Among modern OLAP engines, ClickHouse has earned a legendary reputation for being mind-numbingly fast. Let’s look at the engineering under the hood of ClickHouse and see how it compares to the major self-hosted and cloud-managed OLAP alternatives on the market.
🏗️ ClickHouse Architecture: Why is it so Fast?
ClickHouse is an open-source, column-oriented DBMS built from the ground up natively in C++ for one specific purpose: generating analytical query results over billions of rows in milliseconds.
1. True Columnar Storage
In a traditional database, data is stored sequentially in rows. To calculate the average purchase price of a user, the database engine must read every single row off the hard drive, loading unnecessary data (like usernames, timestamps, and physical addresses) into memory.
ClickHouse stores data grouped by columns. If your query only references the purchase_price column, ClickHouse physically reads only that specific column data off the disk, skipping 99% of the remaining table space.
2. Extreme Vectorized Execution
ClickHouse doesn’t just read data by columns; it processes it in columns using SIMD (Single Instruction, Multiple Data) processor instructions. Instead of iterating through values loop-by-loop in a single CPU thread, ClickHouse packs chunks of column data into massive data vectors and executes mathematical calculations across multiple data points in parallel inside a single CPU instruction cycle.
3. Aggressive Compression & Primary Keys
Because data inside a single column shares the same data type (e.g., an array of timestamps or an array of integers), ClickHouse achieves incredible compression ratios (often up to 10x using specialized codecs like LZ4 or ZSTD). Furthermore, its MergeTree engine utilizes sparse primary indexes, allowing it to jump straight to the physical byte location of relevant data without running massive memory-heavy index charts.

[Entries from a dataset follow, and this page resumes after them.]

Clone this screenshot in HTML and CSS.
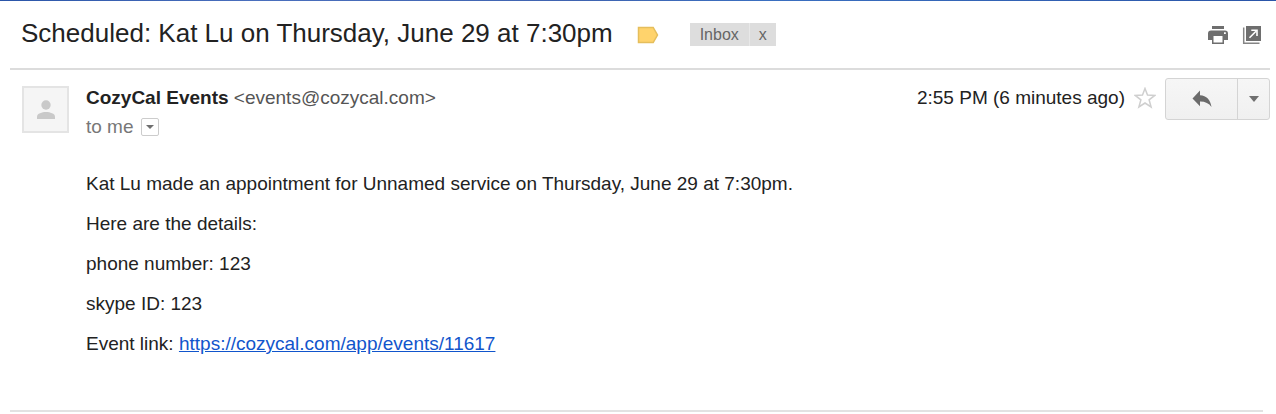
FILE: index.html
```html
<!DOCTYPE html>
<html lang="en">
<head>
<meta charset="utf-8">
<meta name="viewport" content="width=device-width, initial-scale=1">
<title>Scheduled: Kat Lu on Thursday, June 29 at 7:30pm</title>
<link rel="stylesheet" href="styles.css">
</head>
<body>
<div class="theme-strip"></div>
<main class="thread">
  <header class="subject-bar">
    <h1 class="subject">Scheduled: Kat Lu on Thursday, June 29 at 7:30pm</h1>
    <button class="icon-button importance" type="button" aria-label="Important">
      <svg width="22" height="18" viewBox="0 0 22 18"><path d="M1.5 1.500h14.700l4.300 7.500-4.300 7.500H1.500z" fill="#ffd36c" stroke="#e5be5c" stroke-width="1.500"/></svg>
    </button>
    <div class="label">
      <button class="label-name" type="button">Inbox</button>
      <button class="label-remove" type="button" aria-label="Remove label Inbox">x</button>
    </div>
    <div class="tools">
      <button class="icon-button" type="button" aria-label="Print">
        <svg width="22" height="20" viewBox="0 0 22 20"><path d="M5 1h12v3H5z" fill="#6e6e6e"/><path fill-rule="evenodd" d="M4 5.500h14a3 3 0 0 1 3 3V15h-4v4H5v-4H1V8.500a3 3 0 0 1 3-3zM6.500 11v6.500h9V11zM17 7.200v1.700h1.800V7.200z" fill="#6e6e6e"/></svg>
      </button>
      <button class="icon-button" type="button" aria-label="Open in new window">
        <svg width="20" height="20" viewBox="0 0 20 20"><path d="M4 1h15v15H4z" fill="#6e6e6e"/><path d="M1.700 2.500v15.800h15.800" fill="none" stroke="#858585" stroke-width="1.500"/><path d="M7.500 12.800 14 6.300M9.300 5.200h5.700v5.700" fill="none" stroke="#fff" stroke-width="1.600"/></svg>
      </button>
    </div>
  </header>
  <article class="message">
    <div class="avatar">
      <svg width="18" height="20" viewBox="0 0 18 20"><circle cx="9" cy="5" r="4.700" fill="#c9c9c9"/><path d="M0 19v-2.500C0 13.500 5 12 9 12s9 1.500 9 4.500V19z" fill="#c9c9c9"/></svg>
    </div>
    <div class="content">
      <div class="message-head">
        <div class="people">
          <div class="from"><strong class="sender">CozyCal Events</strong> <span class="address">&lt;events@cozycal.com&gt;</span></div>
          <div class="recipients">to me
            <button class="details" type="button" aria-label="Show details">
              <svg width="8" height="4" viewBox="0 0 8 4"><path d="M0 0h8L4 4z" fill="#6f6f6f"/></svg>
            </button>
          </div>
        </div>
        <time class="date">2:55 PM (6 minutes ago)</time>
        <button class="icon-button star" type="button" aria-label="Star">
          <svg width="22" height="22" viewBox="0 0 22 22"><path d="M11 1.500l2.500 6.600 7.300.3-5.700 4.400 2 7.200L11 16l-6.100 4 2-7.200L1.200 8.400l7.300-.3z" fill="#fff" stroke="#cfcfcf" stroke-width="1.500"/></svg>
        </button>
        <div class="actions">
          <button class="action reply" type="button" aria-label="Reply">
            <svg width="20" height="18" viewBox="0 0 20 18"><path d="M8 .5v4.800c6.500.3 10.500 4.700 11.500 11.700C17 13.300 13 11.400 8 11.500v4.700L.5 8.400z" fill="#6b6b6b"/></svg>
          </button>
          <button class="action more" type="button" aria-label="More">
            <svg width="10" height="6" viewBox="0 0 10 6"><path d="M0 0h10L5 6z" fill="#6f6f6f"/></svg>
          </button>
        </div>
      </div>
      <div class="body">
        <p>Kat Lu made an appointment for Unnamed service on Thursday, June 29 at 7:30pm.</p>
        <p>Here are the details:</p>
        <p>phone number: 123</p>
        <p>skype ID: 123</p>
        <p>Event link: <a href="https://cozycal.com/app/events/11617">https://cozycal.com/app/events/11617</a></p>
      </div>
    </div>
  </article>
  <hr class="thread-end">
</main>
</body>
</html>
```
FILE: styles.css
```css
* {
  box-sizing: border-box;
}

body {
  margin: 0;
  background: #fff;
  color: #222;
  font-family: "Liberation Sans", Arial, sans-serif;
  font-size: 19px;
  line-height: 21px;
}

button {
  margin: 0;
  padding: 0;
  border: 0;
  background: none;
  color: inherit;
  font: inherit;
  cursor: pointer;
}

svg {
  display: block;
}

.theme-strip {
  height: 1px;
  background: linear-gradient(90deg, #2a55a8, #4a6fbd 20%, #3f63b0 45%, #3a6fc0 60%, #2a55a8);
}

.thread {
  padding: 0 6px 0 10px;
}

.subject-bar {
  display: flex;
  align-items: center;
  height: 69px;
  padding: 0 8px 0 11px;
  border-bottom: 2px solid #dcdcdc;
}

.subject {
  margin: 0;
  padding-bottom: 3px;
  font-size: 26px;
  font-weight: 400;
  line-height: 32px;
}

.importance {
  margin: 0 31px 0 24px;
}

.label {
  display: flex;
  color: #666;
  font-size: 16px;
  line-height: 23px;
}

.label-name,
.label-remove {
  padding: 0 10px;
  background: #ddd;
}

.label-remove {
  padding: 0 9px;
  border-left: 1px solid #e8e8e8;
}

.tools {
  display: flex;
  gap: 13px;
  margin-left: auto;
}

.message {
  display: flex;
  gap: 17px;
  padding: 8px 0 56px 12px;
}

.avatar {
  display: flex;
  flex: none;
  align-items: center;
  justify-content: center;
  width: 47px;
  height: 47px;
  margin-top: 8px;
  border: 2px solid #e4e4e4;
  background: #f5f5f5;
}

.content {
  flex: 1;
}

.message-head {
  display: flex;
  align-items: flex-start;
}

.people {
  flex: 1;
  padding-top: 9px;
}

.address {
  color: #555;
}

.recipients {
  display: flex;
  align-items: center;
  gap: 7px;
  margin-top: 8px;
  color: #777;
}

.details {
  display: flex;
  align-items: center;
  justify-content: center;
  width: 18px;
  height: 18px;
  border: 1px solid #ccc;
  border-radius: 2px;
}

.date {
  padding-top: 9px;
}

.star {
  margin: 9px 9px 0;
}

.actions {
  display: flex;
  height: 42px;
  border: 1px solid #d4d4d4;
  border-radius: 3px;
  background: linear-gradient(#f6f6f6, #f0f0f0);
}

.action {
  display: flex;
  align-items: center;
  justify-content: center;
}

.reply {
  width: 71px;
}

.more {
  width: 32px;
  border-left: 1px solid #d4d4d4;
}

.body {
  display: grid;
  gap: 19px;
  margin-top: 36px;
}

.body p {
  margin: 0;
}

.body a {
  color: #15c;
}

.thread-end {
  margin: 0 7px 0 0;
  border: 0;
  border-top: 2px solid #e2e2e2;
}
```
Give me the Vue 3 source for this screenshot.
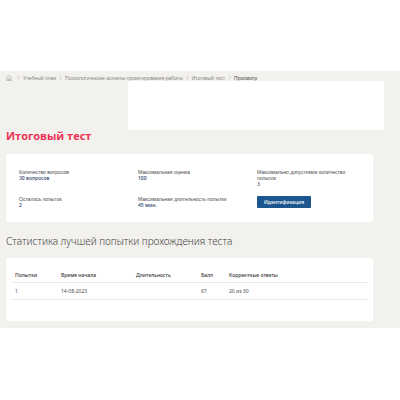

📊 ClickHouse vs. The Competition: Hosted & Cloud OLAPs
To see where ClickHouse shines, let’s compare it against the dominant analytical options split by deployment style.

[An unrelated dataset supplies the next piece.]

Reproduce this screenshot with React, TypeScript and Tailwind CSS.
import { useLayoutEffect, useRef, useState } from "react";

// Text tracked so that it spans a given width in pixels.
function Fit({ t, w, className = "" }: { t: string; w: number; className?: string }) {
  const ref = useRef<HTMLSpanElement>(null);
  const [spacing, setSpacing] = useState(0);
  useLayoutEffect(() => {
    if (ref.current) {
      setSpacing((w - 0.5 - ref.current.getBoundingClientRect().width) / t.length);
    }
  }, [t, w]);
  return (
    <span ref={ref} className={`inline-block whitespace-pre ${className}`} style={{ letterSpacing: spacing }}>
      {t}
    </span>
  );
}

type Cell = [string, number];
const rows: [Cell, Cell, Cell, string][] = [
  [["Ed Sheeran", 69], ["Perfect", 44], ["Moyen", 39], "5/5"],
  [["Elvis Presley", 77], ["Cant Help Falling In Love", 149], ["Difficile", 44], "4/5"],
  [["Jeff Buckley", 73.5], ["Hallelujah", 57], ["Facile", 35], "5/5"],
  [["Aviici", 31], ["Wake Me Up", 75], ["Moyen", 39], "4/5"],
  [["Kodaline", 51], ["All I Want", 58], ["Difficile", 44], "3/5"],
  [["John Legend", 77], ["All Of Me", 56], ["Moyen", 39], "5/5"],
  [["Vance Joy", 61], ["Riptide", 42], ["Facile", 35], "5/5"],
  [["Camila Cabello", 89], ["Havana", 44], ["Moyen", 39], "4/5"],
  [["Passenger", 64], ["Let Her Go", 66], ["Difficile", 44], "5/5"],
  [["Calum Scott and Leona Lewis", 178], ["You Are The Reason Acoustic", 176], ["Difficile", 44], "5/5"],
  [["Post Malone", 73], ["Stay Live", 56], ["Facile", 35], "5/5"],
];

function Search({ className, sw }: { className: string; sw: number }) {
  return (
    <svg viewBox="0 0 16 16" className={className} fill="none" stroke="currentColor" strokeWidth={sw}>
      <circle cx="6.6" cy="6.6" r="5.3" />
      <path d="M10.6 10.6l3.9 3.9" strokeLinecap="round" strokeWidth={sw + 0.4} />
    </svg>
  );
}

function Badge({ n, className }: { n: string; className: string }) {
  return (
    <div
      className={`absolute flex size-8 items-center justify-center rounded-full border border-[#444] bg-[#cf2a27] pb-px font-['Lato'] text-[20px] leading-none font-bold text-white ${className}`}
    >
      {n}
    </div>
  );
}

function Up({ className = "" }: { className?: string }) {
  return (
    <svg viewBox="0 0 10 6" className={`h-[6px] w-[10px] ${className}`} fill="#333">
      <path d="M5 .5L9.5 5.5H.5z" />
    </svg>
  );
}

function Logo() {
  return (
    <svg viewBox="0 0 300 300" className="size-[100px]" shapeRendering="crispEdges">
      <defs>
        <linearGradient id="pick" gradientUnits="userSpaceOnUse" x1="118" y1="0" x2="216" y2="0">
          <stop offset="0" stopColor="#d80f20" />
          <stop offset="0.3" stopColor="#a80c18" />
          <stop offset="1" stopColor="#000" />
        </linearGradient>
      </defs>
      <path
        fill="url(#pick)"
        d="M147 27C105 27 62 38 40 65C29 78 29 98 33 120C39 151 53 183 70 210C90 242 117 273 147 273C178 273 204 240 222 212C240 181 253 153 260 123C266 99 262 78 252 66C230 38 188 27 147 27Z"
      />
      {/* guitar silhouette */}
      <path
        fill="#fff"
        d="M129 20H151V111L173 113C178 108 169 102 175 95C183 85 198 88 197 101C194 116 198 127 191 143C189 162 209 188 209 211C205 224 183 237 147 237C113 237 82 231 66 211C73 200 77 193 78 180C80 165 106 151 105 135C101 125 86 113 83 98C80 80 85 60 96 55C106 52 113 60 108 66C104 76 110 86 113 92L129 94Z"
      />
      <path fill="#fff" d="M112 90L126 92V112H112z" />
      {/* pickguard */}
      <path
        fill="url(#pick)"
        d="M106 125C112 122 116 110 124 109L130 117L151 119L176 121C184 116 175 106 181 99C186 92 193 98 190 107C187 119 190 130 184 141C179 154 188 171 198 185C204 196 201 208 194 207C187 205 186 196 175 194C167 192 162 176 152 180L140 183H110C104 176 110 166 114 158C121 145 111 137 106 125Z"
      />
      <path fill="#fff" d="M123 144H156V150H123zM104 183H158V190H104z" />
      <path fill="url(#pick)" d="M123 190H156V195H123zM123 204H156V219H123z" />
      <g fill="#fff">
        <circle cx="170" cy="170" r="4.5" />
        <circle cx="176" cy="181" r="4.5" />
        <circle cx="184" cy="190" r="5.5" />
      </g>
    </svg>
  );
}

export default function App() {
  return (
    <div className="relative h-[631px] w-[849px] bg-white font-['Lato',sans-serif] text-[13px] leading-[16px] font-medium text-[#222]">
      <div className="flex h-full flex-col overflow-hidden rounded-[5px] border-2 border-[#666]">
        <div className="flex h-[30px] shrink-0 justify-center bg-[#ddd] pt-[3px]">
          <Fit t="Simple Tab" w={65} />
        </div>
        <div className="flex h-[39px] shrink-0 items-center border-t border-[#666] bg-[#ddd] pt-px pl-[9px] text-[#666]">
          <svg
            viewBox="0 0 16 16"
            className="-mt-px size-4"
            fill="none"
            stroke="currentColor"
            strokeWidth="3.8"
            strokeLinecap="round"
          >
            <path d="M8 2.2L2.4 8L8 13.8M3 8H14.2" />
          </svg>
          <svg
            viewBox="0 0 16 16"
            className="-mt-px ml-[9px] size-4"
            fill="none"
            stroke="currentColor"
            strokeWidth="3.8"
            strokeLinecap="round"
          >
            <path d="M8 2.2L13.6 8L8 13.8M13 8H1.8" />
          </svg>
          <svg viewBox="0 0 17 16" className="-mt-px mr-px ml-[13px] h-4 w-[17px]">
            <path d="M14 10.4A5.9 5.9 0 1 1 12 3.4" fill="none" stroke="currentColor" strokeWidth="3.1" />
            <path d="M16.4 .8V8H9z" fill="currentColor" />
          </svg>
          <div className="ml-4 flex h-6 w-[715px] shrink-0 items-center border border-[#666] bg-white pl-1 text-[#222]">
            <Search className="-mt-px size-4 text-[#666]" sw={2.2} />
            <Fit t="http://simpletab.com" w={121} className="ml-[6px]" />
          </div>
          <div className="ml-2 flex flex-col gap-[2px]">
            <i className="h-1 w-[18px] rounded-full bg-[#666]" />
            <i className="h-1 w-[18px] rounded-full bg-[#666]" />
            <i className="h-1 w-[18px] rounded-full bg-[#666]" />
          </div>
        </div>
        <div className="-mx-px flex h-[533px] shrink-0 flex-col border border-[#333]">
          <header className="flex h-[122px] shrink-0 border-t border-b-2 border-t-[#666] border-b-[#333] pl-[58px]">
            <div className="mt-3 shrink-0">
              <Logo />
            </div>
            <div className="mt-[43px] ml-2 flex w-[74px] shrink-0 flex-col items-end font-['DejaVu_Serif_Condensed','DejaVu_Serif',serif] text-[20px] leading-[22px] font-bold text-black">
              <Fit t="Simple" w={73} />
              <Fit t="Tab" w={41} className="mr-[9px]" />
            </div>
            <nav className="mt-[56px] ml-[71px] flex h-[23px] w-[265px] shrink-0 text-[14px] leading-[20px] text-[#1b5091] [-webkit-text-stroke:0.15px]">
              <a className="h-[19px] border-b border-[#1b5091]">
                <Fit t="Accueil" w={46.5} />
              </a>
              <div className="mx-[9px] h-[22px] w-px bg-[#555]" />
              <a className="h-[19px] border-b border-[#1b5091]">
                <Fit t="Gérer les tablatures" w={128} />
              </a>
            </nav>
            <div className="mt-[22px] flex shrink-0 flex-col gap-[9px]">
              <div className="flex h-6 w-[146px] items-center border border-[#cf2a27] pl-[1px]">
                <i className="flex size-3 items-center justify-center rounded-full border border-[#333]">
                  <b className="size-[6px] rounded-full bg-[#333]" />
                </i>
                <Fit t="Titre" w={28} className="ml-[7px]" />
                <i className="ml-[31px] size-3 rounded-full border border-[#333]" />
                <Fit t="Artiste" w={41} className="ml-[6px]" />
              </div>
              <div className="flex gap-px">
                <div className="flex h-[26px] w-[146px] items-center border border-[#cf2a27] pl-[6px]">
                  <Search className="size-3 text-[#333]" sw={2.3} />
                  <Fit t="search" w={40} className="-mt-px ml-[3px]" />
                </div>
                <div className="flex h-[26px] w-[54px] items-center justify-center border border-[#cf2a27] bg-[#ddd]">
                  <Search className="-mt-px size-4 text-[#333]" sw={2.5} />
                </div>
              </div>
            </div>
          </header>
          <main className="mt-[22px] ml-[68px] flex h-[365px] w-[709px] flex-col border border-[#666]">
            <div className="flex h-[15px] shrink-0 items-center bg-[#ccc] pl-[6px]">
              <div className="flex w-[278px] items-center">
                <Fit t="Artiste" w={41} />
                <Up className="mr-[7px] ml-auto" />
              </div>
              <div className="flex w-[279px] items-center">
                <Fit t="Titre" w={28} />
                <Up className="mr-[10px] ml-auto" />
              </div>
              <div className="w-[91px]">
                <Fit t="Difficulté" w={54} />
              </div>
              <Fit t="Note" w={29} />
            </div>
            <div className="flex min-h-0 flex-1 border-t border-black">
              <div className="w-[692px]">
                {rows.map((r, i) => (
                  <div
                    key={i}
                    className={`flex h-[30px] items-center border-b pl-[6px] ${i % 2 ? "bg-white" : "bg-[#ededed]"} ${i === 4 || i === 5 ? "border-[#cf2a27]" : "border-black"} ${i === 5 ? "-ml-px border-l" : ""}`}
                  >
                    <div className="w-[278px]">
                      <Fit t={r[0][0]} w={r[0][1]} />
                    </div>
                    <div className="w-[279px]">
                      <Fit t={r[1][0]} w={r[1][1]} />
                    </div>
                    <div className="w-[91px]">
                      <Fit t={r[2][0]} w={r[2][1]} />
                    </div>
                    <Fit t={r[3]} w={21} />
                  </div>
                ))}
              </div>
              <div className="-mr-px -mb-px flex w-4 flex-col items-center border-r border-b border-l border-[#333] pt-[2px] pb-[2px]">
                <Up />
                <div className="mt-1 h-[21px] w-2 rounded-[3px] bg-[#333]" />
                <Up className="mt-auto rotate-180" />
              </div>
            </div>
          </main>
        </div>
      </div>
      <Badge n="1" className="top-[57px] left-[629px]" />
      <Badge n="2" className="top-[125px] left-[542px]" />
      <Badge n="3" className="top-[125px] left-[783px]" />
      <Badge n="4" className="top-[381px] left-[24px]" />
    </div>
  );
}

1. ClickHouse vs. Self-Hosted / Open-Source OLAPs
Apache Druid / Apache Pinot
- The Architecture: Druid and Pinot are highly complex, multi-component distributed architectures typically running on Java JVM. They split storage and compute across specialized nodes (Historical, Broker, Coordinator) and rely heavily on Apache Pinot/Druid indexing styles or internal real-time streaming ingestion layers.
- The Verdict: Druid and Pinot excel at low-latency real-time stream ingestion directly out of Apache Kafka. However, they are operationally complex to deploy and maintain. ClickHouse is a single, clean C++ binary that is drastically easier to host, consumes far less RAM infrastructure out of the box, and routinely beats them in raw ad-hoc SQL calculation speeds.
DuckDB
- The Architecture: DuckDB is an in-process, serverless columnar OLAP database (often described as the “SQLite for Analytics”).

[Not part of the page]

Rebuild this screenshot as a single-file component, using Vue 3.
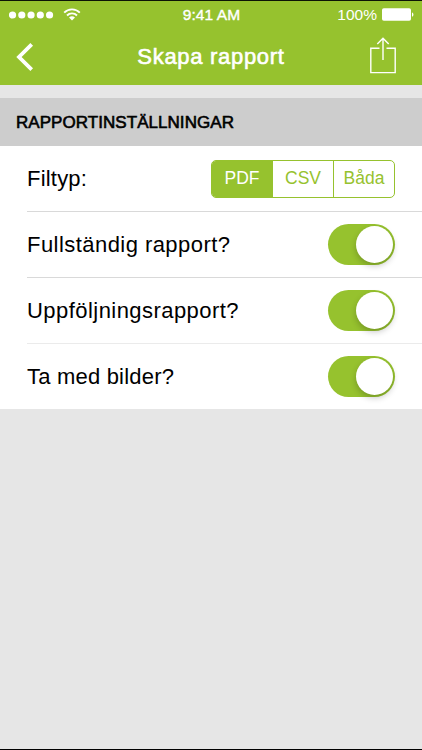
<template>
  <div class="screen">
    <header class="header">
      <div class="status">
        <div class="status__left">
          <svg class="dots" width="46" height="8" viewBox="0 0 46 8">
            <circle v-for="n in 5" :key="n" :cx="n * 9.25 - 5.7" cy="4" r="3.6" fill="#fff" />
          </svg>
          <svg class="wifi" width="18" height="13" viewBox="0 0 18 13">
            <g fill="none" stroke="#fff" stroke-width="1.9">
              <path d="M1.2 4.6a11 11 0 0 1 15.6 0" />
              <path d="M4 7.5a7 7 0 0 1 10 0" />
            </g>
            <path d="M6 9.6a4.3 4.3 0 0 1 6 0L9 12.6z" fill="#fff" />
          </svg>
        </div>
        <div class="status__time">9:41 AM</div>
        <div class="status__right">
          <span class="status__percent">100%</span>
          <svg width="32" height="13" viewBox="0 0 32 13">
            <rect x="0" y="0.3" width="29" height="12.4" rx="1.8" fill="#fff" />
            <path d="M30 4.4c1.9.4 1.9 3.8 0 4.2z" fill="#fff" />
          </svg>
        </div>
      </div>
      <nav class="nav">
        <button class="nav__btn" aria-label="Tillbaka">
          <svg width="18" height="28" viewBox="0 0 18 28">
            <path d="M15.7 1.4L3 14l12.7 12.6" fill="none" stroke="#fff" stroke-width="3.8" />
          </svg>
        </button>
        <h1 class="nav__title">Skapa rapport</h1>
        <button class="nav__btn nav__btn--share" aria-label="Dela">
          <svg width="26" height="37" viewBox="0 0 26 37">
            <g fill="none" stroke="#fff" stroke-width="1.4">
              <path d="M9.5 11.2H.8v24.4h24.4V11.2h-8.7" />
              <path d="M13 23V1.5M7.3 7L13 1.3 18.7 7" />
            </g>
          </svg>
        </button>
      </nav>
    </header>

    <h2 class="section">RAPPORTINSTÄLLNINGAR</h2>

    <div class="list">
      <div class="row">
        <span class="row__label">Filtyp:</span>
        <div class="segment">
          <button
            v-for="type in types"
            :key="type"
            class="segment__item"
            :class="{ 'segment__item--active': type === fileType }"
            @click="fileType = type"
          >
            {{ type }}
          </button>
        </div>
      </div>
      <div v-for="option in options" :key="option.label" class="row">
        <span class="row__label">{{ option.label }}</span>
        <button
          class="switch"
          :class="{ 'switch--on': option.enabled }"
          :aria-label="option.label"
          @click="option.enabled = !option.enabled"
        >
          <span class="switch__knob"></span>
        </button>
      </div>
    </div>
  </div>
</template>

<script setup>
import { ref } from "vue"

const types = ["PDF", "CSV", "Båda"]
const fileType = ref("PDF")

const options = ref([
  { label: "Fullständig rapport?", enabled: true },
  { label: "Uppföljningsrapport?", enabled: true },
  { label: "Ta med bilder?", enabled: true }
])
</script>

<style>
body {
  background: #e6e6e6;
}
</style>

<style scoped>
.screen {
  box-sizing: border-box;
  height: 750px;
  overflow: hidden;
  border-top: 1px solid #0c1404;
  border-bottom: 1px solid #000;
  background: #e6e6e6;
  font-family: "Liberation Sans", Arial, sans-serif;
  color: #000;
}
button {
  padding: 0;
  border: none;
  background: none;
  font-family: inherit;
}
svg {
  display: block;
}
.header {
  height: 84px;
  background: #96c22e;
  color: #fff;
}
.status {
  display: grid;
  grid-template-columns: 1fr auto 1fr;
  align-items: center;
  height: 27px;
  padding: 0 8px 0 9px;
}
.status__left {
  display: flex;
  align-items: center;
  gap: 8px;
}
.status__time {
  font-size: 15.5px;
  letter-spacing: 0.1px;
  -webkit-text-stroke: 0.4px #fff;
}
.status__right {
  display: flex;
  align-items: center;
  justify-content: flex-end;
  gap: 5px;
}
.status__percent {
  font-size: 15.5px;
}
.nav {
  display: grid;
  grid-template-columns: 1fr auto 1fr;
  align-items: center;
  height: 57px;
  padding: 0 16px;
}
.nav__btn {
  justify-self: start;
}
.nav__btn--share {
  justify-self: end;
  margin: 0 10px 2px 0;
}
.nav__title {
  margin: 0;
  font-size: 22px;
  font-weight: 400;
  letter-spacing: 0.7px;
  -webkit-text-stroke: 0.6px #fff;
}
.section {
  display: flex;
  align-items: center;
  box-sizing: border-box;
  height: 48px;
  margin: 13px 0 0;
  padding: 2px 0 0 16px;
  background: #cdcdcd;
  font-size: 17px;
  font-weight: 400;
  letter-spacing: 0.05px;
  -webkit-text-stroke: 0.6px #000;
}
.list {
  background: #fff;
}
.row {
  display: flex;
  align-items: center;
  justify-content: space-between;
  box-sizing: border-box;
  height: 66px;
  margin-left: 27px;
  padding-right: 27px;
  border-bottom: 1px solid #d9d9d9;
}
.row:nth-child(3) {
  border-color: #ebebeb;
}
.row:last-child {
  height: 65px;
  border-bottom: none;
}
.row__label {
  font-size: 22px;
  letter-spacing: 0.45px;
}
.row:first-child .row__label,
.row:last-child .row__label {
  letter-spacing: 0.2px;
}
.segment {
  display: flex;
  box-sizing: border-box;
  width: 184px;
  height: 38px;
  overflow: hidden;
  border: 1px solid #96c22e;
  border-radius: 5px;
}
.segment__item {
  flex: 1;
  border-left: 1px solid #96c22e;
  font-size: 17.5px;
  color: #96c22e;
}
.segment__item:first-child {
  border-left: none;
}
.segment__item--active {
  background: #96c22e;
  color: #fff;
}
.switch {
  display: flex;
  align-items: center;
  width: 67px;
  height: 41px;
  padding: 0 2px;
  border-radius: 21px;
  background: #d9d9d9;
}
.switch--on {
  justify-content: flex-end;
  background: #96c22e;
}
.switch__knob {
  width: 37px;
  height: 37px;
  border-radius: 50%;
  background: #fff;
  box-shadow: 0 3px 6px rgba(0, 0, 0, 0.22);
}
</style>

- The Verdict: DuckDB is exceptional for local data science, small-to-medium dataset analysis, and single-node Python pipeline integrations. However, it cannot scale out across a cluster. ClickHouse is built for horizontal scale across distributed server clusters containing petabytes of live data.
2. ClickHouse vs. Cloud-Native / Fully Managed OLAPs
Snowflake
- The Architecture: A fully decoupled cloud data warehouse utilizing cloud object storage (like AWS S3) as its storage baseline layer and spinning up transient compute clusters on demand.
- The Verdict: Snowflake is an incredible, zero-management enterprise enterprise data lake designed for running massive corporate business intelligence reports, complex multi-table joins, and processing deep structural history logs. However, because it spins up compute on demand and hits S3 storage networks, it cannot reliably deliver sub-second user-facing dashboard queries. ClickHouse is designed for real-time applications, delivering consistent sub-100ms response barriers for customer-facing analytical dashboards.
Google BigQuery
- The Architecture: A serverless, massive parallel processing engine backed by Google’s custom internal infrastructure.
- The Verdict: BigQuery handles scanning petabytes of data effortlessly with zero server maintenance. However, it charges users per terabyte scanned. If you point a live, high-traffic user dashboard that updates every 5 seconds to a BigQuery backend, your monthly API invoice will skyrocket. ClickHouse provides predictable infrastructure costs, making it infinitely more economical for high-concurrency, continuous dashboard queries.
🏁 The Definitive OLAP Selection Matrix
| Metric / Feature | ClickHouse | Apache Druid | Snowflake | Google BigQuery |
| Deployment Model | Self-Hosted or Cloud (ClickHouse Cloud) | Self-Hosted / Kubernetes | Managed Cloud-Only | Managed Cloud-Only |
| Query Latency | Sub-100ms (Ultra-Fast) | Sub-100ms | 1s – 10s+ (Batch/Warehouse) | 1s – 5s+ |
| Operational Complexity | Low (Single Binary) | High (Multiple Node Types) | Zero (SaaS) | Zero (Serverless) |
| Pricing Model | Server Infrastructure | Server Infrastructure | Compute Time + Storage | Data Volume Scanned |
| Primary Use Case | Real-Time User Dashboards, Log Analytics | Real-Time Streaming Analytics | Corporate BI, Data Lakes | Ad-Hoc Enterprise Analytics |
💡 Summary: When to Choose ClickHouse
Choose ClickHouse if your application demands sub-second query latencies over billions of rows, your ingestion lines deal with massive append-only tables (like clickstreams, IoT telemetry data, server event logs, or application metrics), and you want to build interactive dashboards where filters update instantly.
If your workflow requires heavy, nested relational table joins or constant transactional row-level changes (UPDATE and DELETE), stick with a data warehouse like Snowflake or a traditional OLTP database. For sheer raw analytical speed, ClickHouse remains the reigning performance king.